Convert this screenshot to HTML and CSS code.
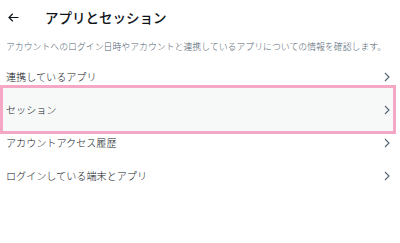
FILE: index.html
```html
<!DOCTYPE html>
<html lang="ja">
<head>
    <meta charset="UTF-8">
    <meta name="viewport" content="width=device-width, initial-scale=1.0">
    <title>アプリとセッション</title>
    <link rel="stylesheet" href="styles.css">
</head>
<body>
    <header class="top-bar">
        <span class="back">
            <svg width="11" height="9" viewBox="0 0 11 9"><path d="M10.5 4.5H1.2M4.8 0.8L1 4.5l3.8 3.7" fill="none" stroke="#0f1419" stroke-width="1.2"/></svg>
        </span>
        <h1>アプリとセッション</h1>
    </header>
    <p class="intro">アカウントへのログイン日時やアカウントと連携しているアプリについての情報を確認します。</p>
    <ul class="menu">
        <li class="menu-item">
            <span>連携しているアプリ</span>
            <svg class="chev" width="6" height="10" viewBox="0 0 6 10"><path d="M1 1l4 4-4 4" fill="none" stroke="#536471" stroke-width="1.1"/></svg>
        </li>
        <li class="menu-item active">
            <span>セッション</span>
            <svg class="chev" width="6" height="10" viewBox="0 0 6 10"><path d="M1 1l4 4-4 4" fill="none" stroke="#536471" stroke-width="1.1"/></svg>
        </li>
        <li class="menu-item">
            <span>アカウントアクセス履歴</span>
            <svg class="chev" width="6" height="10" viewBox="0 0 6 10"><path d="M1 1l4 4-4 4" fill="none" stroke="#536471" stroke-width="1.1"/></svg>
        </li>
        <li class="menu-item">
            <span>ログインしている端末とアプリ</span>
            <svg class="chev" width="6" height="10" viewBox="0 0 6 10"><path d="M1 1l4 4-4 4" fill="none" stroke="#536471" stroke-width="1.1"/></svg>
        </li>
    </ul>
</body>
</html>
```

FILE: styles.css
```css
body {
    margin: 0;
    background: #fff;
    color: #0f1419;
    font-family: "Noto Sans CJK JP", "Noto Sans", sans-serif;
}
.top-bar {
    height: 34px;
    display: flex;
    align-items: center;
    padding-left: 8px;
}
.back {
    width: 37px;
    display: flex;
    align-items: center;
}
.top-bar h1 {
    margin: 0;
    font-size: 13.5px;
    font-weight: 500;
}
.intro {
    margin: 0;
    height: 26px;
    line-height: 26px;
    padding-left: 6px;
    font-size: 8.9px;
    font-weight: 300;
    color: #536471;
    white-space: nowrap;
}
.menu {
    list-style: none;
    margin: 0;
    padding: 0;
}
.menu-item {
    height: 33px;
    display: flex;
    align-items: center;
    justify-content: space-between;
    padding: 0 10px 0 6px;
    font-size: 10.1px;
    font-weight: 300;
    position: relative;
    z-index: 0;
}
.menu-item.active::before {
    content: "";
    position: absolute;
    top: -8px;
    bottom: -8px;
    left: 0;
    right: 4px;
    background: #f7f9f9;
    border: 3px solid #f4a8c6;
    z-index: -1;
}
.chev {
    display: block;
}
```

****

The problem:
Omit the pictures, and quote the material above exactly as given.

Solution to this exercise:
Convert this screenshot to HTML and CSS code.
FILE: index.html
```html
<!DOCTYPE html>
<html lang="ja">
<head>
    <meta charset="UTF-8">
    <meta name="viewport" content="width=device-width, initial-scale=1.0">
    <title>アプリとセッション</title>
    <link rel="stylesheet" href="styles.css">
</head>
<body>
    <header class="top-bar">
        <span class="back">
            <svg width="11" height="9" viewBox="0 0 11 9"><path d="M10.5 4.5H1.2M4.8 0.8L1 4.5l3.8 3.7" fill="none" stroke="#0f1419" stroke-width="1.2"/></svg>
        </span>
        <h1>アプリとセッション</h1>
    </header>
    <p class="intro">アカウントへのログイン日時やアカウントと連携しているアプリについての情報を確認します。</p>
    <ul class="menu">
        <li class="menu-item">
            <span>連携しているアプリ</span>
            <svg class="chev" width="6" height="10" viewBox="0 0 6 10"><path d="M1 1l4 4-4 4" fill="none" stroke="#536471" stroke-width="1.1"/></svg>
        </li>
        <li class="menu-item active">
            <span>セッション</span>
            <svg class="chev" width="6" height="10" viewBox="0 0 6 10"><path d="M1 1l4 4-4 4" fill="none" stroke="#536471" stroke-width="1.1"/></svg>
        </li>
        <li class="menu-item">
            <span>アカウントアクセス履歴</span>
            <svg class="chev" width="6" height="10" viewBox="0 0 6 10"><path d="M1 1l4 4-4 4" fill="none" stroke="#536471" stroke-width="1.1"/></svg>
        </li>
        <li class="menu-item">
            <span>ログインしている端末とアプリ</span>
            <svg class="chev" width="6" height="10" viewBox="0 0 6 10"><path d="M1 1l4 4-4 4" fill="none" stroke="#536471" stroke-width="1.1"/></svg>
        </li>
    </ul>
</body>
</html>
```

FILE: styles.css
```css
body {
    margin: 0;
    background: #fff;
    color: #0f1419;
    font-family: "Noto Sans CJK JP", "Noto Sans", sans-serif;
}
.top-bar {
    height: 34px;
    display: flex;
    align-items: center;
    padding-left: 8px;
}
.back {
    width: 37px;
    display: flex;
    align-items: center;
}
.top-bar h1 {
    margin: 0;
    font-size: 13.5px;
    font-weight: 500;
}
.intro {
    margin: 0;
    height: 26px;
    line-height: 26px;
    padding-left: 6px;
    font-size: 8.9px;
    font-weight: 300;
    color: #536471;
    white-space: nowrap;
}
.menu {
    list-style: none;
    margin: 0;
    padding: 0;
}
.menu-item {
    height: 33px;
    display: flex;
    align-items: center;
    justify-content: space-between;
    padding: 0 10px 0 6px;
    font-size: 10.1px;
    font-weight: 300;
    position: relative;
    z-index: 0;
}
.menu-item.active::before {
    content: "";
    position: absolute;
    top: -8px;
    bottom: -8px;
    left: 0;
    right: 4px;
    background: #f7f9f9;
    border: 3px solid #f4a8c6;
    z-index: -1;
}
.chev {
    display: block;
}
```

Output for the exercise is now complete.